§ **EXERCISE GOAL**
Leave out the pictures and copy everything else below exactly.

§ **INFORMATION SHOWN**
________

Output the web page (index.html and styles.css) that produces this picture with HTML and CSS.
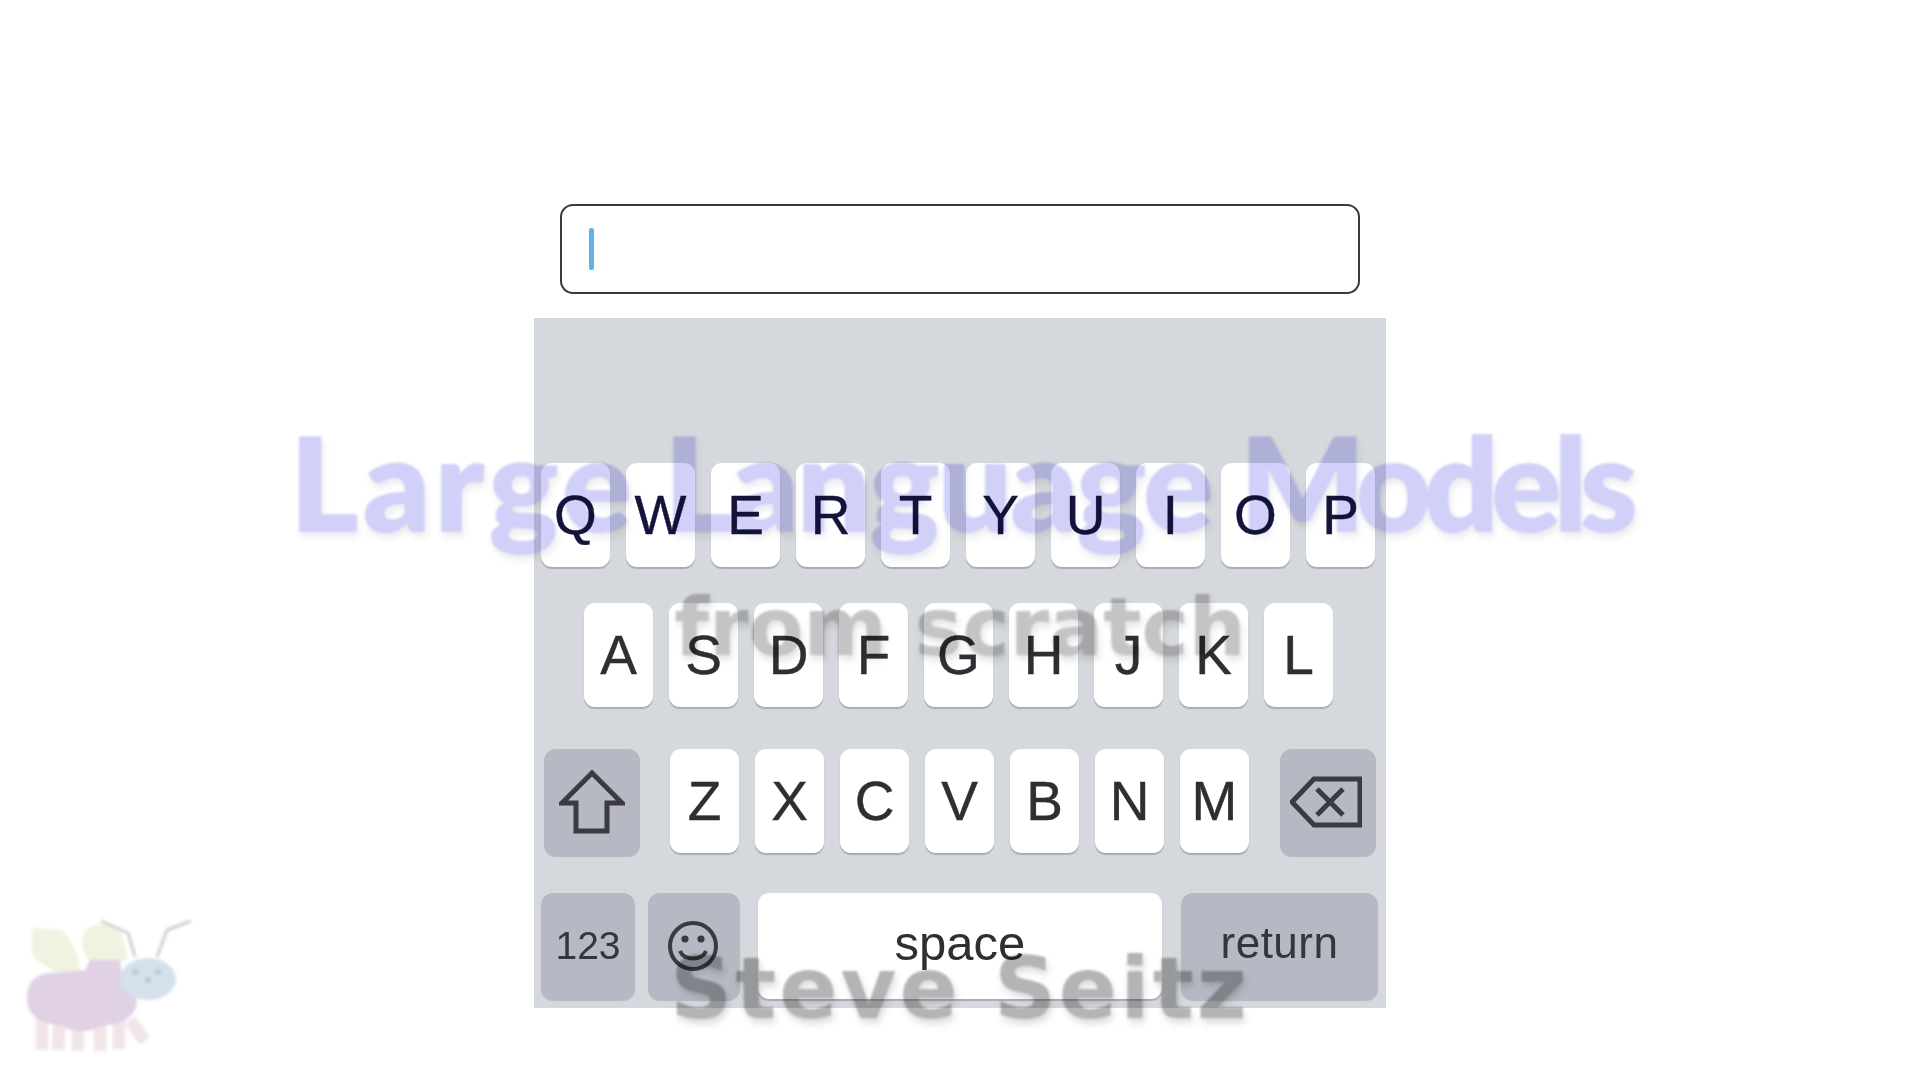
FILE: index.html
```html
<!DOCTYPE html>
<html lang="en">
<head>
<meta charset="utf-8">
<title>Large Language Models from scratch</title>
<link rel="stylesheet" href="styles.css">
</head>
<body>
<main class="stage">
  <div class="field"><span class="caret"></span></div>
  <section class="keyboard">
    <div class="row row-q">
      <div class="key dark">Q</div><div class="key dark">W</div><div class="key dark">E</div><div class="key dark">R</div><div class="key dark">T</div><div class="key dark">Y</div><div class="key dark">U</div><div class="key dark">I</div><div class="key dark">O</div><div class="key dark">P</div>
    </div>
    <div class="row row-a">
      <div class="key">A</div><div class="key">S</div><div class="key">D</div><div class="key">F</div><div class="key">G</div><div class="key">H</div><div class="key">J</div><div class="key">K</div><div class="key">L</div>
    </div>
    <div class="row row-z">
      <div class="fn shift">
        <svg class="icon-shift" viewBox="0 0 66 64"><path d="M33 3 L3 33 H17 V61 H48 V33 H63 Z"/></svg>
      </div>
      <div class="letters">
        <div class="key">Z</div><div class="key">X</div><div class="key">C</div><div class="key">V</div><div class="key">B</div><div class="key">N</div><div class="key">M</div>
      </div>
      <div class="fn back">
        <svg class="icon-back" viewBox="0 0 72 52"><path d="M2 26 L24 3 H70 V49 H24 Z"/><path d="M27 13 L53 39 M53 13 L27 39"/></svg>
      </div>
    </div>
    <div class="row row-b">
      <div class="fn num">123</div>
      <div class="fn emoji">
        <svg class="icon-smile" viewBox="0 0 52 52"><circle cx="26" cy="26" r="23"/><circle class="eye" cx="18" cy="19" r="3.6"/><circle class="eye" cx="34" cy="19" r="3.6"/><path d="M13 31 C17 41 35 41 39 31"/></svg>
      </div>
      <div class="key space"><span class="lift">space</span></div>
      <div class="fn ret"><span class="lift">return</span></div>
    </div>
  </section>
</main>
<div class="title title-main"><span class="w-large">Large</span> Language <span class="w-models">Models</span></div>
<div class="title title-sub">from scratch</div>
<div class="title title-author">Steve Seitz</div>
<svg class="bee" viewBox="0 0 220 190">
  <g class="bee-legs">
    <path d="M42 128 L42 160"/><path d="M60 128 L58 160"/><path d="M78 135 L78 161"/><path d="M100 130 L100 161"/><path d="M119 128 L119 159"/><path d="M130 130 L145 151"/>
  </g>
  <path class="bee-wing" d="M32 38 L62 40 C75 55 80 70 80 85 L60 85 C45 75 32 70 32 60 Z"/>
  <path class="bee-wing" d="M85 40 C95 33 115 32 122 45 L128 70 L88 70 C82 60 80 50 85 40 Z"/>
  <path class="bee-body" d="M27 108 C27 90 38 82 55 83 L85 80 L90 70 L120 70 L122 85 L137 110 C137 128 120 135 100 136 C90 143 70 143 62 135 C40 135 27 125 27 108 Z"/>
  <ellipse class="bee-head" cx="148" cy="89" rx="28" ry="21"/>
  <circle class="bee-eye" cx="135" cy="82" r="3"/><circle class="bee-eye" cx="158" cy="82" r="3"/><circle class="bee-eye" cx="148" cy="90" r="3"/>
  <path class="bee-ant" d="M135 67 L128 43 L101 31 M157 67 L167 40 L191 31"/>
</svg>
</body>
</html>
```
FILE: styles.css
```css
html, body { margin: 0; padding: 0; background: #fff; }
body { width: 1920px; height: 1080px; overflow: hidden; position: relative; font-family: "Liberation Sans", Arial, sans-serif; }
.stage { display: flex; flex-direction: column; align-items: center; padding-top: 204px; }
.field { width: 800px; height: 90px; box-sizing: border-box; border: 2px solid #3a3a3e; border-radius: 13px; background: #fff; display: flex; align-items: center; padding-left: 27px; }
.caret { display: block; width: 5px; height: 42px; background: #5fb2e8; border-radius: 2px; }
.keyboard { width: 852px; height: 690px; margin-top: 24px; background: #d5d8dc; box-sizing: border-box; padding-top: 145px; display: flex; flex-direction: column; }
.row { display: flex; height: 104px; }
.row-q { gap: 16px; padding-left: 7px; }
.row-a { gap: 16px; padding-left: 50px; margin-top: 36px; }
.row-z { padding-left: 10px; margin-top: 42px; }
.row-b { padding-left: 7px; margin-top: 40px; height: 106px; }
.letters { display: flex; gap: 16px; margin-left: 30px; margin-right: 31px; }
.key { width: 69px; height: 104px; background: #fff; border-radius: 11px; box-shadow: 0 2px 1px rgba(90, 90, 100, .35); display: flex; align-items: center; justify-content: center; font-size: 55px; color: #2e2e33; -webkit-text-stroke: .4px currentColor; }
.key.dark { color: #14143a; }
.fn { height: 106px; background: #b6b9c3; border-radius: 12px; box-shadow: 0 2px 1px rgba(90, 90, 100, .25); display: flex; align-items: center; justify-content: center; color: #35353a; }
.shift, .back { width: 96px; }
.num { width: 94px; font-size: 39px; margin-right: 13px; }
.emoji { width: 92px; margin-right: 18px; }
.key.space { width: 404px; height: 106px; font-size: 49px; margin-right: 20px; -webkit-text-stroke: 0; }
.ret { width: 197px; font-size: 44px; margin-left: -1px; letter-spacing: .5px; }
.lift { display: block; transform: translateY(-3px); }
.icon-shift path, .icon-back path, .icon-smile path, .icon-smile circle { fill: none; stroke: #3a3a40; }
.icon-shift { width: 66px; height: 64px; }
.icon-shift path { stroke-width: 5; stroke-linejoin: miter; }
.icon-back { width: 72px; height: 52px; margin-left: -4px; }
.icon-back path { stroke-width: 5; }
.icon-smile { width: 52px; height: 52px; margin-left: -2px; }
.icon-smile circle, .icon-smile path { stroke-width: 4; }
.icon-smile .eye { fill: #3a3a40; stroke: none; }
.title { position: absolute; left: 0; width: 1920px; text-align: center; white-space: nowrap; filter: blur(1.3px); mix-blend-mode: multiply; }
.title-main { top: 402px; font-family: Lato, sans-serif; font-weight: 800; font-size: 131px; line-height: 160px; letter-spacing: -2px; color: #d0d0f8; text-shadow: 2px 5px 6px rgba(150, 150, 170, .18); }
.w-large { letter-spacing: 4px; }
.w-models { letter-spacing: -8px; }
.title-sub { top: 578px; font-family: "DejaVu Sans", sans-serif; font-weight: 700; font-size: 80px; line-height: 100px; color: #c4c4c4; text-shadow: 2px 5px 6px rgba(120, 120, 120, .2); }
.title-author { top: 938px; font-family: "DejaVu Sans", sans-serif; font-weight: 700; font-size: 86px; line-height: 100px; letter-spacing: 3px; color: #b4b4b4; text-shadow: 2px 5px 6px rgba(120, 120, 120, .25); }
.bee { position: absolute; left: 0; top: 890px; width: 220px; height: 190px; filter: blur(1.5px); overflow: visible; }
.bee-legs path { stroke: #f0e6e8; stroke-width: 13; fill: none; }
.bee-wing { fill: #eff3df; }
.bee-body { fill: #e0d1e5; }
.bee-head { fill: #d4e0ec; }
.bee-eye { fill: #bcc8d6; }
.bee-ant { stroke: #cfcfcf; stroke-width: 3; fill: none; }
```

________

§ **EXPECTED ANSWER**
Output the web page (index.html and styles.css) that produces this picture with HTML and CSS.
FILE: index.html
```html
<!DOCTYPE html>
<html lang="en">
<head>
<meta charset="utf-8">
<title>Large Language Models from scratch</title>
<link rel="stylesheet" href="styles.css">
</head>
<body>
<main class="stage">
  <div class="field"><span class="caret"></span></div>
  <section class="keyboard">
    <div class="row row-q">
      <div class="key dark">Q</div><div class="key dark">W</div><div class="key dark">E</div><div class="key dark">R</div><div class="key dark">T</div><div class="key dark">Y</div><div class="key dark">U</div><div class="key dark">I</div><div class="key dark">O</div><div class="key dark">P</div>
    </div>
    <div class="row row-a">
      <div class="key">A</div><div class="key">S</div><div class="key">D</div><div class="key">F</div><div class="key">G</div><div class="key">H</div><div class="key">J</div><div class="key">K</div><div class="key">L</div>
    </div>
    <div class="row row-z">
      <div class="fn shift">
        <svg class="icon-shift" viewBox="0 0 66 64"><path d="M33 3 L3 33 H17 V61 H48 V33 H63 Z"/></svg>
      </div>
      <div class="letters">
        <div class="key">Z</div><div class="key">X</div><div class="key">C</div><div class="key">V</div><div class="key">B</div><div class="key">N</div><div class="key">M</div>
      </div>
      <div class="fn back">
        <svg class="icon-back" viewBox="0 0 72 52"><path d="M2 26 L24 3 H70 V49 H24 Z"/><path d="M27 13 L53 39 M53 13 L27 39"/></svg>
      </div>
    </div>
    <div class="row row-b">
      <div class="fn num">123</div>
      <div class="fn emoji">
        <svg class="icon-smile" viewBox="0 0 52 52"><circle cx="26" cy="26" r="23"/><circle class="eye" cx="18" cy="19" r="3.6"/><circle class="eye" cx="34" cy="19" r="3.6"/><path d="M13 31 C17 41 35 41 39 31"/></svg>
      </div>
      <div class="key space"><span class="lift">space</span></div>
      <div class="fn ret"><span class="lift">return</span></div>
    </div>
  </section>
</main>
<div class="title title-main"><span class="w-large">Large</span> Language <span class="w-models">Models</span></div>
<div class="title title-sub">from scratch</div>
<div class="title title-author">Steve Seitz</div>
<svg class="bee" viewBox="0 0 220 190">
  <g class="bee-legs">
    <path d="M42 128 L42 160"/><path d="M60 128 L58 160"/><path d="M78 135 L78 161"/><path d="M100 130 L100 161"/><path d="M119 128 L119 159"/><path d="M130 130 L145 151"/>
  </g>
  <path class="bee-wing" d="M32 38 L62 40 C75 55 80 70 80 85 L60 85 C45 75 32 70 32 60 Z"/>
  <path class="bee-wing" d="M85 40 C95 33 115 32 122 45 L128 70 L88 70 C82 60 80 50 85 40 Z"/>
  <path class="bee-body" d="M27 108 C27 90 38 82 55 83 L85 80 L90 70 L120 70 L122 85 L137 110 C137 128 120 135 100 136 C90 143 70 143 62 135 C40 135 27 125 27 108 Z"/>
  <ellipse class="bee-head" cx="148" cy="89" rx="28" ry="21"/>
  <circle class="bee-eye" cx="135" cy="82" r="3"/><circle class="bee-eye" cx="158" cy="82" r="3"/><circle class="bee-eye" cx="148" cy="90" r="3"/>
  <path class="bee-ant" d="M135 67 L128 43 L101 31 M157 67 L167 40 L191 31"/>
</svg>
</body>
</html>
```
FILE: styles.css
```css
html, body { margin: 0; padding: 0; background: #fff; }
body { width: 1920px; height: 1080px; overflow: hidden; position: relative; font-family: "Liberation Sans", Arial, sans-serif; }
.stage { display: flex; flex-direction: column; align-items: center; padding-top: 204px; }
.field { width: 800px; height: 90px; box-sizing: border-box; border: 2px solid #3a3a3e; border-radius: 13px; background: #fff; display: flex; align-items: center; padding-left: 27px; }
.caret { display: block; width: 5px; height: 42px; background: #5fb2e8; border-radius: 2px; }
.keyboard { width: 852px; height: 690px; margin-top: 24px; background: #d5d8dc; box-sizing: border-box; padding-top: 145px; display: flex; flex-direction: column; }
.row { display: flex; height: 104px; }
.row-q { gap: 16px; padding-left: 7px; }
.row-a { gap: 16px; padding-left: 50px; margin-top: 36px; }
.row-z { padding-left: 10px; margin-top: 42px; }
.row-b { padding-left: 7px; margin-top: 40px; height: 106px; }
.letters { display: flex; gap: 16px; margin-left: 30px; margin-right: 31px; }
.key { width: 69px; height: 104px; background: #fff; border-radius: 11px; box-shadow: 0 2px 1px rgba(90, 90, 100, .35); display: flex; align-items: center; justify-content: center; font-size: 55px; color: #2e2e33; -webkit-text-stroke: .4px currentColor; }
.key.dark { color: #14143a; }
.fn { height: 106px; background: #b6b9c3; border-radius: 12px; box-shadow: 0 2px 1px rgba(90, 90, 100, .25); display: flex; align-items: center; justify-content: center; color: #35353a; }
.shift, .back { width: 96px; }
.num { width: 94px; font-size: 39px; margin-right: 13px; }
.emoji { width: 92px; margin-right: 18px; }
.key.space { width: 404px; height: 106px; font-size: 49px; margin-right: 20px; -webkit-text-stroke: 0; }
.ret { width: 197px; font-size: 44px; margin-left: -1px; letter-spacing: .5px; }
.lift { display: block; transform: translateY(-3px); }
.icon-shift path, .icon-back path, .icon-smile path, .icon-smile circle { fill: none; stroke: #3a3a40; }
.icon-shift { width: 66px; height: 64px; }
.icon-shift path { stroke-width: 5; stroke-linejoin: miter; }
.icon-back { width: 72px; height: 52px; margin-left: -4px; }
.icon-back path { stroke-width: 5; }
.icon-smile { width: 52px; height: 52px; margin-left: -2px; }
.icon-smile circle, .icon-smile path { stroke-width: 4; }
.icon-smile .eye { fill: #3a3a40; stroke: none; }
.title { position: absolute; left: 0; width: 1920px; text-align: center; white-space: nowrap; filter: blur(1.3px); mix-blend-mode: multiply; }
.title-main { top: 402px; font-family: Lato, sans-serif; font-weight: 800; font-size: 131px; line-height: 160px; letter-spacing: -2px; color: #d0d0f8; text-shadow: 2px 5px 6px rgba(150, 150, 170, .18); }
.w-large { letter-spacing: 4px; }
.w-models { letter-spacing: -8px; }
.title-sub { top: 578px; font-family: "DejaVu Sans", sans-serif; font-weight: 700; font-size: 80px; line-height: 100px; color: #c4c4c4; text-shadow: 2px 5px 6px rgba(120, 120, 120, .2); }
.title-author { top: 938px; font-family: "DejaVu Sans", sans-serif; font-weight: 700; font-size: 86px; line-height: 100px; letter-spacing: 3px; color: #b4b4b4; text-shadow: 2px 5px 6px rgba(120, 120, 120, .25); }
.bee { position: absolute; left: 0; top: 890px; width: 220px; height: 190px; filter: blur(1.5px); overflow: visible; }
.bee-legs path { stroke: #f0e6e8; stroke-width: 13; fill: none; }
.bee-wing { fill: #eff3df; }
.bee-body { fill: #e0d1e5; }
.bee-head { fill: #d4e0ec; }
.bee-eye { fill: #bcc8d6; }
.bee-ant { stroke: #cfcfcf; stroke-width: 3; fill: none; }
```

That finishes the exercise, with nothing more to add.